No entanto, a expressão popular mais surpreendente destas festas era a troca de papéis que existia entre os escravos e seus amos. Era habitual que os senhores da casa servissem à mesa os seus súbditos que tinham também licença para se embebedar e até injuriar os amos como se de servos se tratasse.
Todos os escravos recebiam dos seus proprietários um generoso pagamento extra em forma de moeda ou vinho. O que antes estava proibido, permitia-se então.
Até o tacanho Catão, o Velho, concedia aos seus escravos durante estas datas uma ração extra de 3,5 litros de vinho. De facto, o calendário de Polemio Silvio do ano 48 da nossa era chama-a como a festa dos escravos por ser esta a sua faceta mais destacada.
A festa das Saturnais celebrava-se só a 17 de Dezembro no Fórum de Roma até à chegada da ditadura de Júlio César, no ano 49 antes de Cristo. Durante essa jornada, os senadores e os cavalheiros romanos, vestidos com as suas impolutas togas cerimoniais, oferendavam a Saturno um grande sacrifício seguido de um ágape (refeição) público que culminava com gritos em honra ao deus.
O general romano prolongou a festividade até ao dia 19. O seu sucessor no poder,Octávio Augusto, primeiro imperador de Roma, acrescentou mais um dia. O mesmo fez Calígula uns anos depois. Domiciano fixou o fim do feriado em 23 de Dezembro.
No final do século I da nossa era as Saturnais duravam uma semana completa.
O Sol Invicto
Era também em Dezembro que acontecia o solstício de inverno, isto é, a entrada do Sol no signo de Capricórnio.
No ano 274, o imperador Aureliano introduziu em Roma o culto do Sol Invicto procedente da Síria, cuja comemoração se celebrava a 25 de Dezembro.
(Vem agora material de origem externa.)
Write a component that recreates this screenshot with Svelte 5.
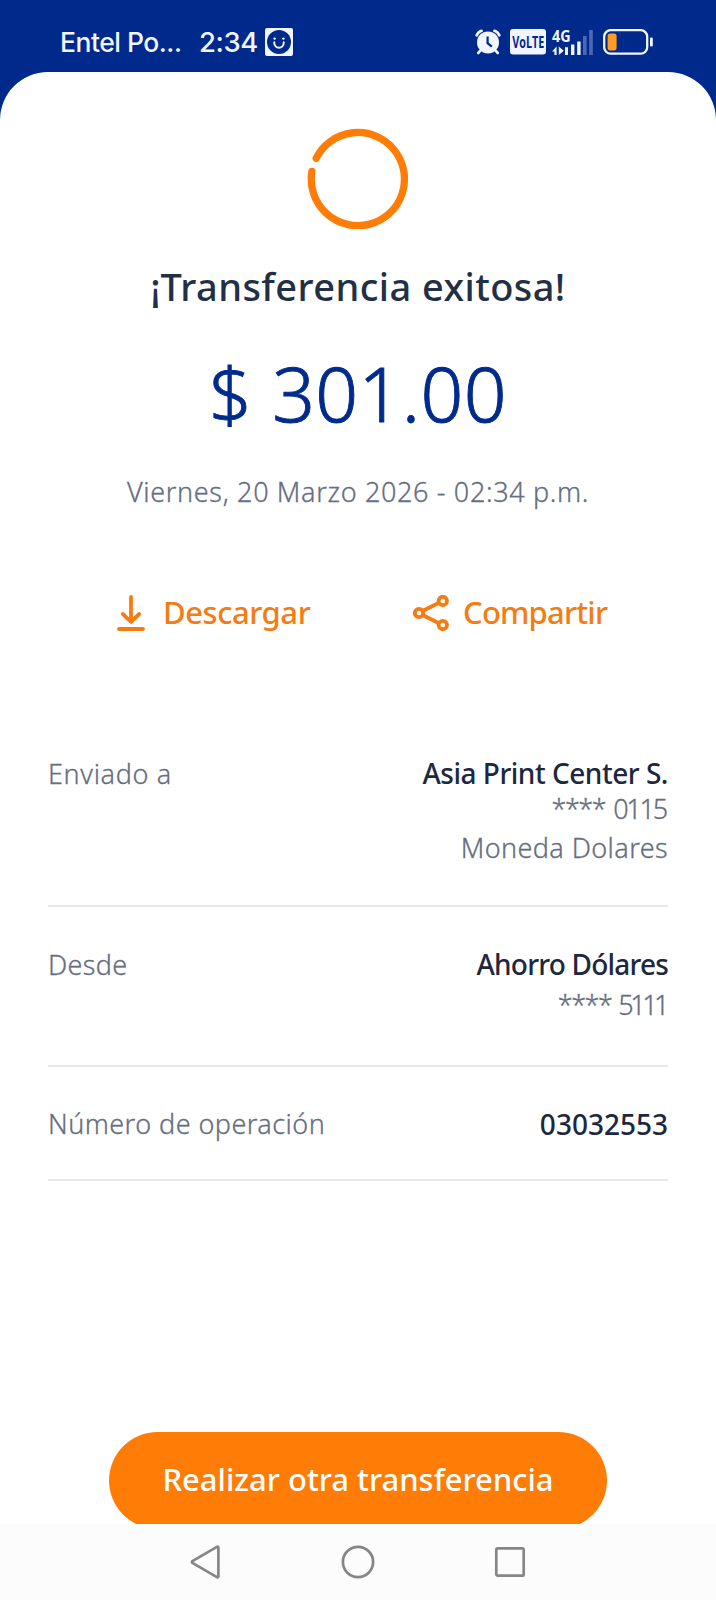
<!--
@component
Transfer receipt screen: amount, date, share actions and operation details.
-->
<script>
  let amount = '$ 301.00';
  let date = 'Viernes, 20 Marzo 2026 - 02:34 p.m.';
</script>

<div class="screen">
  <header class="status">
    <span class="carrier">Entel Po...</span>
    <span class="clock">2:34</span>
    <svg class="face" width="28" height="28" viewBox="0 0 28 28">
      <rect width="28" height="28" rx="2" fill="#f1f5ff" />
      <circle cx="14" cy="14" r="12" fill="#00298c" />
      <path d="M9.3 14.2v.8a4.7 4.7 0 0 0 9.4 0v-.8" fill="none" stroke="#f1f5ff" stroke-width="2" stroke-linecap="round" />
      <circle cx="9.6" cy="10.6" r="1.2" fill="#f1f5ff" />
      <circle cx="18.4" cy="10.6" r="1.2" fill="#f1f5ff" />
    </svg>

    <div class="indicators">
      <svg class="alarm" width="26" height="26" viewBox="0 0 26 26">
        <g fill="none" stroke="#f1f5ff" stroke-width="2.6" stroke-linecap="round">
          <path d="M1.6 6.4A8 8 0 0 1 6.6 1.8M19.4 1.8a8 8 0 0 1 5 4.6" />
          <path d="M5.6 21.4 3.2 24M20.4 21.4l2.4 2.6" />
        </g>
        <circle cx="13" cy="13.4" r="11" fill="#f1f5ff" />
        <path d="M12.6 7.6v6.6l4.2 3.4" fill="none" stroke="#00298c" stroke-width="2.2" />
      </svg>
      <svg class="volte" width="36" height="26" viewBox="0 0 36 26">
        <rect width="36" height="25.5" rx="3" fill="#f1f5ff" />
        <text x="2.3" y="18.6" textLength="32" lengthAdjust="spacingAndGlyphs">VoLTE</text>
      </svg>
      <svg class="signal" width="42" height="28" viewBox="0 0 42 28">
        <text x="0" y="12.6" textLength="18.5" lengthAdjust="spacingAndGlyphs">4G</text>
        <path d="M0 22.4 4.6 17.6V26H2.4v-3.6zM6.8 17.6V26l5-4.2z" fill="#f1f5ff" />
        <path d="M13 18.2h3V26h-3zM19 15.4h3.4V26H19zM25.2 12.4h3.4V26h-3.4z" fill="#f1f5ff" />
        <path d="M31 7h3.6v19H31zM37.2 1h3.6v25h-3.6z" fill="#4a68b4" />
      </svg>
      <svg class="battery" width="50" height="26" viewBox="0 0 50 26">
        <rect x="1.2" y="1.2" width="43" height="23.4" rx="6.4" fill="none" stroke="#f1f5ff" stroke-width="2.3" />
        <rect x="4.6" y="4.4" width="9" height="17" rx="2.6" fill="#ff9c24" />
        <rect x="47" y="8.4" width="2.8" height="9.2" rx="1" fill="#f1f5ff" />
      </svg>
    </div>
  </header>

  <main class="sheet">
    <svg class="ring" width="102" height="102" viewBox="0 0 102 102">
      <path d="M9.2 31.2A46.6 46.6 0 1 1 4.9 44.4" />
    </svg>

    <h1>¡Transferencia exitosa!</h1>
    <p class="amount">{amount}</p>
    <p class="date">{date}</p>

    <div class="actions">
      <button class="action download">
        <svg width="28" height="36" viewBox="0 0 28 36">
          <path d="M14 2v24.5M5.8 19l8.2 7.8 8.2-7.8M2 34h24" />
        </svg>
        <span>Descargar</span>
      </button>
      <button class="action share">
        <svg width="36" height="36" viewBox="0 0 36 36">
          <path d="M10 15.8 25.6 8M10 20.2 25.6 28" />
          <circle cx="6" cy="18" r="4.2" />
          <circle cx="29.8" cy="6" r="4.2" />
          <circle cx="29.8" cy="30" r="4.2" />
        </svg>
        <span>Compartir</span>
      </button>
    </div>

    <dl class="details">
      <div class="row to">
        <dt class="recipient">Enviado a</dt>
        <dd>
          <strong>Asia Print Center S.</strong>
          <span class="account">**** <span class="digits">0115</span></span>
          <span class="currency">Moneda Dolares</span>
        </dd>
      </div>
      <div class="row from">
        <dt>Desde</dt>
        <dd>
          <strong>Ahorro Dólares</strong>
          <span class="account">**** <span class="digits">5111</span></span>
        </dd>
      </div>
      <div class="row operation">
        <dt>Número de operación</dt>
        <dd><strong>03032553</strong></dd>
      </div>
    </dl>

    <button class="again">Realizar otra transferencia</button>
  </main>

  <nav class="navbar">
    <svg width="34" height="38" viewBox="0 0 34 38">
      <path d="M29.4 4.6v28.8a1 1 0 0 1-1.5.8L3.4 19.8a1 1 0 0 1 0-1.7L27.9 3.8a1 1 0 0 1 1.5.8z" />
    </svg>
    <svg width="34" height="38" viewBox="0 0 34 38">
      <circle cx="17" cy="19" r="15.1" />
    </svg>
    <svg width="34" height="38" viewBox="0 0 34 38">
      <rect x="3.3" y="5.3" width="27.4" height="27.4" rx="1.5" />
    </svg>
  </nav>
</div>

<style>
  :global(body) {
    margin: 0;
    background: #00298c;
  }

  .screen {
    display: flex;
    flex-direction: column;
    width: 716px;
    height: 1600px;
    overflow: hidden;
    background: #00298c;
    font-family: 'Noto Sans', 'Open Sans', sans-serif;
    color: #666e80;
  }

  .status {
    display: flex;
    flex: none;
    align-items: flex-start;
    box-sizing: border-box;
    height: 72px;
    padding: 28px 63px 0 60px;
    color: #f1f5ff;
    font-family: Inter, sans-serif;
    font-weight: 500;
    line-height: 28px;
    white-space: nowrap;
  }

  .carrier {
    width: 139px;
    font-size: 26.5px;
    letter-spacing: -0.5px;
  }

  .clock {
    width: 66px;
    font-size: 27.5px;
    letter-spacing: -0.4px;
  }

  .indicators {
    display: flex;
    margin-left: auto;
    padding-top: 1px;
  }

  .volte,
  .signal {
    overflow: visible;
  }

  .volte {
    margin-left: 9px;
  }

  .signal {
    margin-left: 6px;
  }

  .battery {
    margin-left: 9px;
  }

  .volte text,
  .signal text {
    font-family: 'Open Sans', sans-serif;
    font-size: 16.5px;
    font-weight: 700;
  }

  .volte text {
    fill: #00298c;
  }

  .signal text {
    fill: #f1f5ff;
  }

  .sheet {
    display: flex;
    flex: 1;
    flex-direction: column;
    align-items: center;
    min-height: 0;
    overflow: hidden;
    padding-top: 55px;
    border-radius: 48px 48px 0 0;
    background: #fff;
  }

  .ring {
    flex: none;
  }

  .ring path {
    fill: none;
    stroke: #ff7c06;
    stroke-width: 7.3;
    stroke-linecap: round;
  }

  h1 {
    margin: 33px 0 0;
    color: #232f45;
    font-size: 38px;
    font-weight: 500;
    line-height: 48px;
    letter-spacing: 0.42px;
  }

  .amount {
    margin: 38px 0 0;
    color: #002b8c;
    font-size: 75px;
    font-weight: 300;
    line-height: 90px;
    letter-spacing: 0.4px;
    -webkit-text-stroke: 0.9px #002b8c;
  }

  .date {
    margin: 36px 0 0;
    font-size: 27px;
    font-weight: 300;
    line-height: 36px;
    letter-spacing: 0.65px;
    -webkit-text-stroke: 0.3px #666e80;
  }

  .actions {
    display: grid;
    grid-template-columns: 296px auto;
    align-self: flex-start;
    margin: 82px 0 0 117px;
  }

  .action {
    display: flex;
    align-items: center;
    padding: 0;
    border: 0;
    background: none;
    color: #f57c12;
    font: 500 31px/40px 'Noto Sans', sans-serif;
  }

  .action svg {
    margin-top: 2px;
    fill: none;
    stroke: #f57c12;
    stroke-width: 3.8;
    stroke-linecap: round;
    stroke-linejoin: round;
  }

  .download {
    gap: 18px;
    letter-spacing: -0.45px;
  }

  .share {
    gap: 14px;
    letter-spacing: -0.8px;
  }

  .details {
    align-self: stretch;
    margin: 123px 48px 0;
  }

  .row {
    display: flex;
    justify-content: space-between;
    border-bottom: 2px solid #e7e8ea;
    font-size: 27px;
    font-weight: 300;
    line-height: 36px;
  }

  .to {
    padding-bottom: 39px;
  }

  .from {
    padding: 38px 0 42px;
  }

  .operation {
    padding: 38px 0 37px;
  }

  dt,
  .account,
  .currency {
    -webkit-text-stroke: 0.3px #666e80;
  }

  dt {
    padding-top: 1px;
    letter-spacing: 0.45px;
  }

  .recipient {
    letter-spacing: 0.65px;
  }

  .from dt {
    padding-top: 2px;
    letter-spacing: 0.3px;
  }

  dd {
    display: flex;
    flex-direction: column;
    align-items: flex-end;
    margin: 0;
  }

  strong {
    color: #1d2840;
    font-size: 28px;
    font-weight: 500;
  }

  .to strong {
    letter-spacing: -0.48px;
  }

  .from strong {
    padding-top: 1px;
    letter-spacing: -0.8px;
  }

  .account {
    margin-right: 2px;
    letter-spacing: -1.5px;
    word-spacing: 2.5px;
  }

  .to .digits {
    letter-spacing: -2.2px;
  }

  .from .digits {
    letter-spacing: -3.5px;
  }

  .from .account {
    margin-top: 5px;
    word-spacing: 1.5px;
  }

  .currency {
    margin-top: 3px;
    letter-spacing: 0.4px;
  }

  .operation dd {
    padding-top: 1px;
  }

  .again {
    flex: none;
    width: 498px;
    height: 97px;
    margin-top: 251px;
    padding: 0 0 4px;
    border: 0;
    border-radius: 49px;
    background: #ff7c06;
    color: #fff;
    font: 500 31px/40px 'Noto Sans', sans-serif;
  }

  .navbar {
    display: flex;
    flex: none;
    align-items: center;
    justify-content: center;
    gap: 118px;
    height: 76px;
    background: #fcfcfc;
  }

  .navbar svg {
    fill: none;
    stroke: #868686;
    stroke-width: 2.7;
  }
</style>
Sobre o astro reconheceram quase todas as religiões imperantes no Império a sua suprema divinidade, sobretudo os crescentes adoradores de Mitra.
O conglomerado de deuses, próprios e adoptados, que se idolatravam em Roma terminaria para se reduzir apenas ao Sol.
Conclusão
Este tipo de monoteísmo devocional, cujo culto tinha sido precedido pelas festas em honra de Saturno, facilitou o caminho ao desenvolvimento do Cristianismo não só para estabelecer a data de nascimento de Jesus Cristo, como também para celebrar umas festas prolongadas.
O esbanjamento de felicidade e permissividade característico das Saturnais, que se acompanhavam de numerosos banquetes e entrega de presentes é, talvez, a origem das actuais celebrações de fim de ano.